Sunday, April 06, 2014

Three Best Practices During Trading Slumps

A respected friend and trading colleague had his first big trading day in a while on Friday.  He noted the market's weakness early and pressed his advantage.  Not long before, he had noted that he was on a cold streak and expressed frustration with the pace of his progress.

Traders will often write in their journals when they are experiencing such frustration.  The really important times to be journaling are after the big successes.  It is difficult to leverage our strengths if we're not aware of them.

While it's tempting to look first at the good trading on Friday, it's what came before that set him up for that day's success.  Here's a list of best practices during trading slumps:

Keeping risk-taking down until you see markets clearly - Losing small and gaining big is what makes for excellent risk-adjusted returns.  Accepting that you're not seeing things well is half the battle.  By continuing to actively engage markets in small size, you give yourself an opportunity to regain perspective.  Trading larger or more often out of the frustration of losing is a recipe for disaster.

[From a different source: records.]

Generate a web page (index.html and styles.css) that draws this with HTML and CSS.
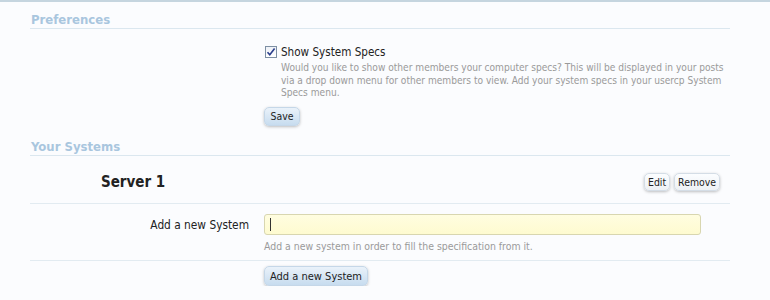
FILE: index.html
```html
<!DOCTYPE html>
<html lang="en">

<head>
  <meta charset="UTF-8">
  <title>Preferences</title>
  <link rel="stylesheet" href="styles.css">
</head>

<body>

  <div class="page">

    <!-- Preferences -->
    <h3 class="section-head">Preferences</h3>

    <div class="ctrl-unit prefs">
      <div class="ctrl-label"></div>
      <div class="ctrl-input">
        <label class="check">
          <span class="checkbox">
            <svg viewBox="0 0 12 12" width="12" height="12">
              <path d="M2.5 6.2 L4.8 8.8 L9.6 2.6" fill="none" stroke="#2b3f8c" stroke-width="1.6" />
            </svg>
          </span>
          Show System Specs
        </label>
        <p class="explain">Would you like to show other members your computer specs? This will be displayed in your posts
          via a drop down menu for other members to view. Add your system specs in your usercp System
          Specs menu.</p>
        <button class="button primary save-btn">Save</button>
      </div>
    </div>

    <!-- Systems -->
    <h3 class="section-head">Your Systems</h3>

    <div class="system-row">
      <div class="system-name">Server 1</div>
      <div class="system-actions">
        <button class="button small">Edit</button>
        <button class="button small">Remove</button>
      </div>
    </div>

    <div class="ctrl-unit new-system">
      <div class="ctrl-label">Add a new System</div>
      <div class="ctrl-input">
        <div class="textbox"><span class="caret"></span></div>
        <p class="explain">Add a new system in order to fill the specification from it.</p>
      </div>
    </div>

    <div class="ctrl-unit submit">
      <div class="ctrl-label"></div>
      <div class="ctrl-input">
        <button class="button primary">Add a new System</button>
      </div>
    </div>

  </div>

</body>

</html>
```

FILE: styles.css
```css
/* General Reset */
body {
  margin: 0;
  padding: 0;
  background: #fbfcfe;
  font-family: 'DejaVu Sans Condensed', 'DejaVu Sans', sans-serif;
  font-size: 11px;
  color: #222;
  border-top: 2px solid #c5d5df;
}

.page {
  width: 700px;
  padding: 0 40px 0 30px;
}

/* Section headings */
.section-head {
  margin: 0;
  height: 27px;
  line-height: 36px;
  font-size: 13px;
  font-weight: bold;
  color: #a9c6de;
  border-bottom: 1px solid #dbe7ef;
  padding-left: 1px;
  box-sizing: border-box;
}

/* Form rows */
.ctrl-unit {
  display: flex;
}

.ctrl-label {
  width: 219px;
  padding-right: 15px;
  text-align: right;
  font-size: 11.8px;
}

.ctrl-input {
  flex: 1;
}

.prefs {
  padding: 16px 0 3px;
}

.check {
  display: flex;
  align-items: center;
  font-size: 11.6px;
  color: #222;
  height: 14px;
}

.checkbox {
  width: 12px;
  height: 12px;
  border: 1px solid #7d8fa3;
  background: linear-gradient(#eef1f7, #fff);
  box-sizing: border-box;
  margin: 0 4px 0 1px;
  display: flex;
  align-items: center;
  justify-content: center;
}

.checkbox svg {
  flex: none;
}

.explain {
  margin: 3px 0 0 17px;
  color: #9a9a9a;
  font-size: 10.1px;
  line-height: 12.5px;
  width: 446px;
}

/* Buttons */
.button {
  font-family: inherit;
  font-size: 10.4px;
  color: #222;
  border: 1px solid #d4dde6;
  border-radius: 5px;
  background: linear-gradient(#fbfdff, #eef1f4);
  box-shadow: 0 1px 3px rgba(0, 0, 0, 0.25);
  padding: 0 6px;
  height: 18px;
  cursor: pointer;
}

.button.primary {
  background: linear-gradient(#eaf2fa, #c7dcef);
  border-color: #c5d7e8;
}

.save-btn {
  margin-top: 7px;
  height: 19px;
  width: 36px;
  padding: 0;
}

.button.small {
  height: 18px;
  padding: 0 3px;
}

/* System list */
.system-row {
  display: flex;
  align-items: center;
  justify-content: space-between;
  height: 48px;
  border-bottom: 1px solid #e2ebf1;
  box-sizing: border-box;
  padding: 5px 10px 0 71px;
}

.system-name {
  font-size: 15px;
  font-weight: bold;
  color: #222;
}

.system-actions {
  display: flex;
  gap: 4px;
}

/* New system */
.new-system {
  padding: 10px 0 8px;
  border-bottom: 1px solid #e2ebf1;
}

.new-system .ctrl-label {
  line-height: 22px;
}

.textbox {
  width: 437px;
  height: 21px;
  box-sizing: border-box;
  border: 1px solid #d8d6b0;
  border-radius: 3px;
  background: linear-gradient(#fffde0, #fefbd0);
  padding: 3px 4px;
}

.caret {
  display: block;
  width: 1px;
  height: 13px;
  background: #333;
  margin-left: 1px;
}

.new-system .explain {
  margin: 5px 0 0;
  font-size: 10.4px;
}

.submit {
  padding-top: 5px;
}

.submit .button {
  height: 20px;
  font-size: 11px;
  padding: 0 5px;
}
```
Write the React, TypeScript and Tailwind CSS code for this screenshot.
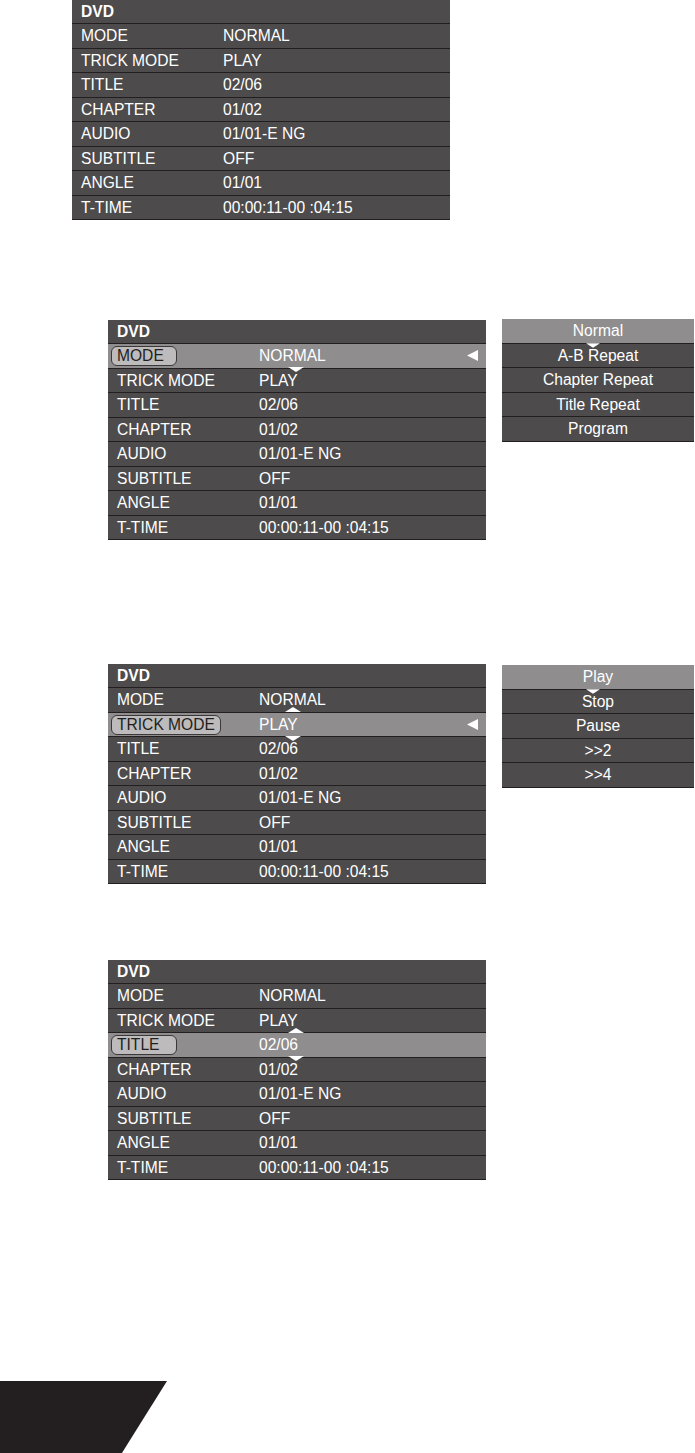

*  Focusing on yourself - Very often, losses occur because market patterns have changed.  Slumps occur because your mindset has changed.  By working on yourself before you go hard at markets, you place yourself in an optimal mindset to press your advantage when things line up.  Stepping back from trading, renewing your energy, getting back to core strengths--all can help create the mindset to see markets freshly.

*  Searching and re-searching - Stepping back from trading doesn't mean you step back from markets.  When times are tough, great traders double down on research and idea generation.  It's that pipeline of ideas that will produce the next winning trades.  Research and development is what ultimately keeps your trading business alive; turning the search for trades into trading re-search turns a losing period into an opportunity for advancement.

Drawdowns are inevitable.  Slumps are not.  Your job in coaching yourself is to learn from the drawdowns and use them as opportunities to make yourself better.  A drawdown only becomes a slump when it gets inside our heads and takes us away from our core strengths.  Drawdowns become business opportunities when they focus us on those strengths and prod us to expand them.